# Container-Use–Inspired Ideas for Thoughtbox (AgX + Capabilities)
Date: 2025-12-15
This document explores how the design patterns and capabilities of **container-use** (open-source, Dagger-backed “environments for agents”) could inspire improvements and extensions to **Thoughtbox**.
This is not a proposal to re-implement container-use inside Thoughtbox. Instead, it’s about importing the **interaction contracts** that make container-use feel like a great tool:
- **Quick assessment before deep dive** (`list` → `log` → `diff`)
- **Explicit decision triad** (accept / iterate / discard)
- **Auditable operational history** (commands and patches as first-class artifacts)
- **Importable configuration** (agent learns something → human promotes it)
- **Live monitoring + intervene** (watch → terminal)
---
## 1) What container-use provides (capability + pattern)
From container-use docs:
- **Environment as a first-class unit**
- Git branch + container + history + configuration
- Every change is committed; operational logs stored as git notes
- **Non-interactive review loop**
- `container-use list`
- `container-use log <id>` (optionally `--patch`)

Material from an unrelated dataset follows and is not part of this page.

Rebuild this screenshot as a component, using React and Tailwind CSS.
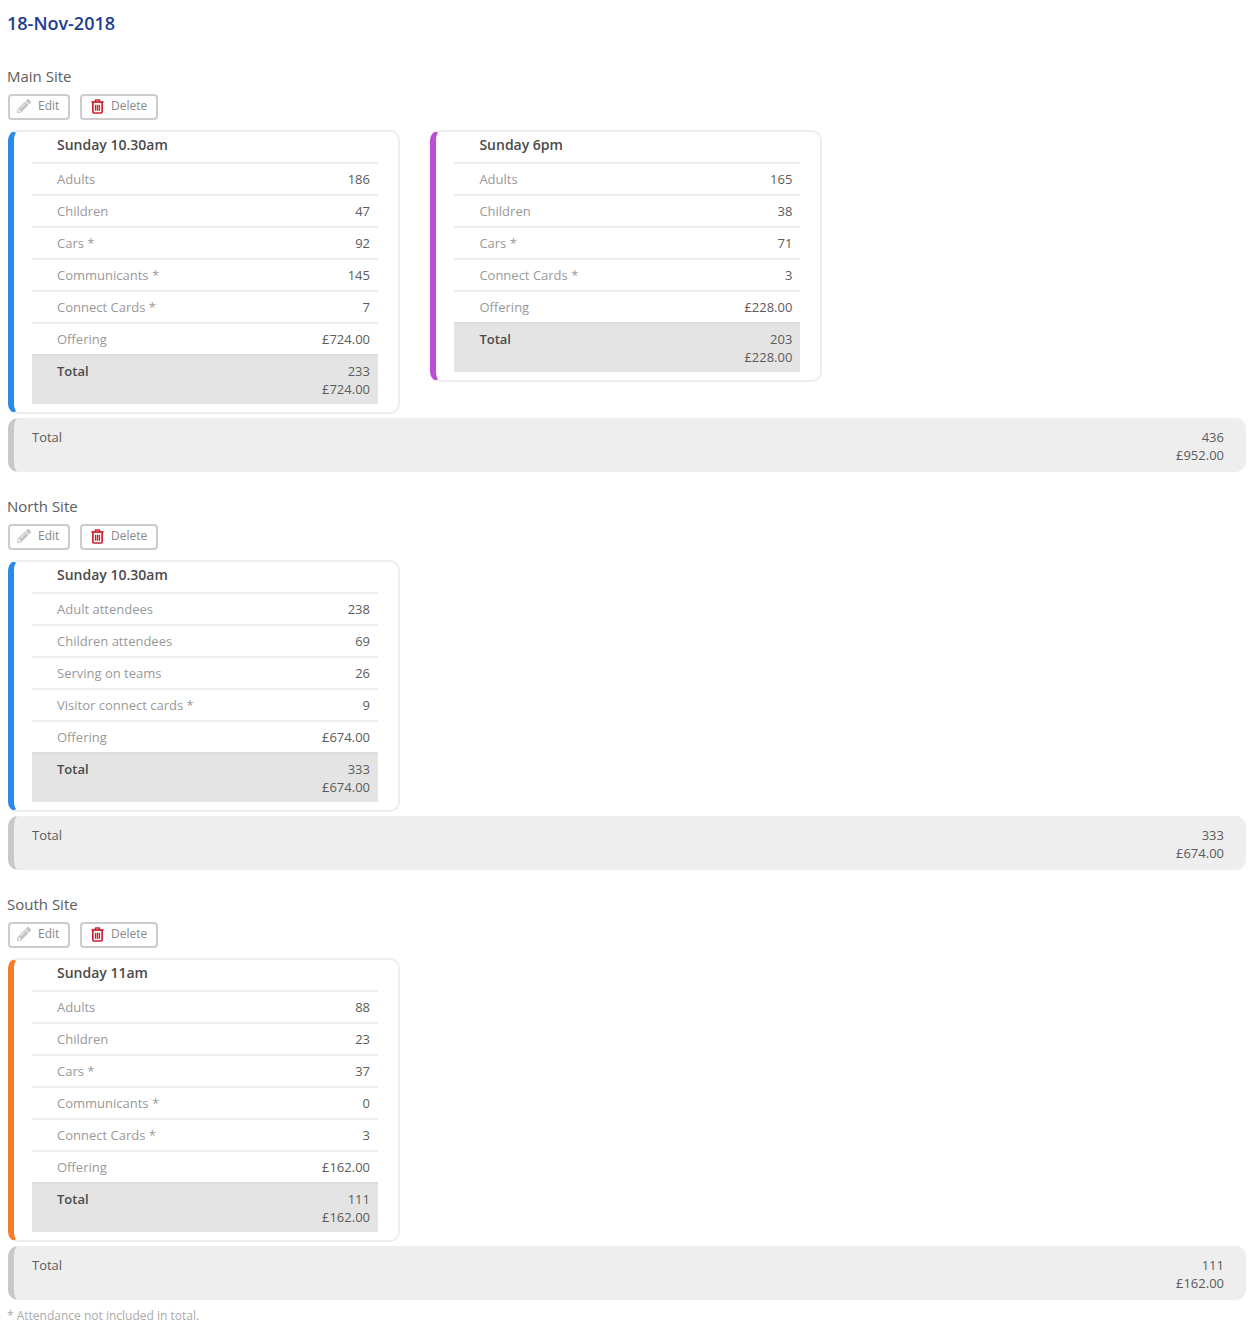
import React from 'react'
import { FaPencilAlt } from 'react-icons/fa'

const sites = [
  {
    name: 'Main Site',
    services: [
      {
        title: 'Sunday 10.30am',
        border: 'border-l-[#2b8ae6]',
        rows: [
          ['Adults', '186'],
          ['Children', '47'],
          ['Cars *', '92'],
          ['Communicants *', '145'],
          ['Connect Cards *', '7'],
          ['Offering', '£724.00'],
        ],
        total: ['233', '£724.00'],
      },
      {
        title: 'Sunday 6pm',
        border: 'border-l-[#b94fd6]',
        rows: [
          ['Adults', '165'],
          ['Children', '38'],
          ['Cars *', '71'],
          ['Connect Cards *', '3'],
          ['Offering', '£228.00'],
        ],
        total: ['203', '£228.00'],
      },
    ],
    total: ['436', '£952.00'],
  },
  {
    name: 'North Site',
    services: [
      {
        title: 'Sunday 10.30am',
        border: 'border-l-[#2b8ae6]',
        rows: [
          ['Adult attendees', '238'],
          ['Children attendees', '69'],
          ['Serving on teams', '26'],
          ['Visitor connect cards *', '9'],
          ['Offering', '£674.00'],
        ],
        total: ['333', '£674.00'],
      },
    ],
    total: ['333', '£674.00'],
  },
  {
    name: 'South Site',
    services: [
      {
        title: 'Sunday 11am',
        border: 'border-l-[#f57c28]',
        rows: [
          ['Adults', '88'],
          ['Children', '23'],
          ['Cars *', '37'],
          ['Communicants *', '0'],
          ['Connect Cards *', '3'],
          ['Offering', '£162.00'],
        ],
        total: ['111', '£162.00'],
      },
    ],
    total: ['111', '£162.00'],
  },
]

function TrashIcon() {
  return (
    <svg viewBox="0 0 14 16" className="mr-[7px] h-[15px] w-[13px] shrink-0 text-[#d0202e]" fill="none" stroke="currentColor">
      <path d="M4.2 3 L5 1 H9 L9.8 3" strokeWidth="1.5" />
      <path d="M0.5 3.2 H13.5" strokeWidth="1.9" />
      <path d="M2 3.5 V14 Q2 15 3 15 H11 Q12 15 12 14 V3.5" strokeWidth="1.8" />
      <path d="M5 6 V12.5 M9 6 V12.5" strokeWidth="1.6" />
      <path d="M7 6 V12.5" strokeWidth="1.2" />
    </svg>
  )
}

function ServiceCard({ service }) {
  return (
    <div className={`w-[392px] border-2 border-[#eeeeee] border-l-[6px] ${service.border} rounded-[10px] bg-white pl-[18px] pr-[20px] pb-2`}>
      <div className="h-[32px] border-b-2 border-[#eeeeee] pl-[25px] text-[14px] font-semibold leading-[26px] text-[#4a4a4a]">
        {service.title}
      </div>
      {service.rows.map((row, index) => (
        <div
          key={row[0]}
          className={`flex h-[32px] justify-between border-b-2 pl-[25px] pr-2 text-[13px] leading-[30px] ${index === service.rows.length - 1 ? 'border-[#dddddd]' : 'border-[#eeeeee]'}`}
        >
          <span className="text-[#999999]">{row[0]}</span>
          <span className="text-[#5c5c5c]">{row[1]}</span>
        </div>
      ))}
      <div className="flex h-[48px] justify-between bg-[#e4e4e4] pl-[25px] pr-2 pt-[6px] text-[13px] leading-[18px] text-[#5c5c5c]">
        <span className="font-semibold text-[#4a4a4a]">Total</span>
        <div className="text-right">
          <div>{service.total[0]}</div>
          <div>{service.total[1]}</div>
        </div>
      </div>
    </div>
  )
}

function Site({ site }) {
  return (
    <div className="mb-[24px]">
      <div className="-ml-px text-[15px] leading-[20px] text-[#5c5c5c]">{site.name}</div>
      <div className="mt-[8px] flex gap-[10px]">
        <button className="flex h-[26px] w-[62px] items-center rounded-[4px] border-2 border-[#cccccc] pb-[2px] pl-[7px] text-[12px] text-[#888888]">
          <FaPencilAlt className="mr-[7px] text-[14px] text-[#c4c4c4]" />
          Edit
        </button>
        <button className="flex h-[26px] w-[78px] items-center rounded-[4px] border-2 border-[#cccccc] pb-[2px] pl-[9px] text-[12px] text-[#888888]">
          <TrashIcon />
          Delete
        </button>
      </div>
      <div className="mt-[10px] flex items-start gap-[30.4px]">
        {site.services.map((service) => (
          <ServiceCard key={service.title} service={service} />
        ))}
      </div>
      <div className="mt-1 flex h-[54px] justify-between rounded-[10px] border-l-[6px] border-[#c8c8c8] bg-[#eeeeee] pl-[18px] pr-[22px] pt-[10px] text-[13px] leading-[18px] text-[#5c5c5c]">
        <span>Total</span>
        <div className="text-right">
          <div>{site.total[0]}</div>
          <div>{site.total[1]}</div>
        </div>
      </div>
    </div>
  )
}

export default function App() {
  return (
    <div className="min-h-[1336px] bg-white pl-2 pr-[10px] pt-[11px] font-['Open_Sans',sans-serif]">
      <h1 className="-ml-px mb-[30px] text-[18px] font-semibold leading-[25px] text-[#1d3d8f]">18-Nov-2018</h1>
      {sites.map((site) => (
        <Site key={site.name} site={site} />
      ))}
      <p className="-ml-px -mt-[16px] text-[12px] leading-[16px] text-[#aaaaaa]">* Attendance not included in total.</p>
    </div>
  )
}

- `container-use diff <id>`
- **Interactive exploration**
- `container-use terminal <id>` (intervene)
- `container-use checkout <id>` (bring into IDE)
- **Decision triad**
- **Accept**: `merge` (or `apply`)
- **Iterate**: refine prompt, continue in same env
- **Discard**: `delete`
- **Config promote path**
- Agent modifies env config
- Human can `config import <env>` to adopt improvements
These are not just features—they’re a *workflow grammar*.
---
## 2) Thoughtbox’s analogous primitives
Thoughtbox already has a lot of the underlying ingredients:
- **Reasoning sessions** (persistent identity, exportable)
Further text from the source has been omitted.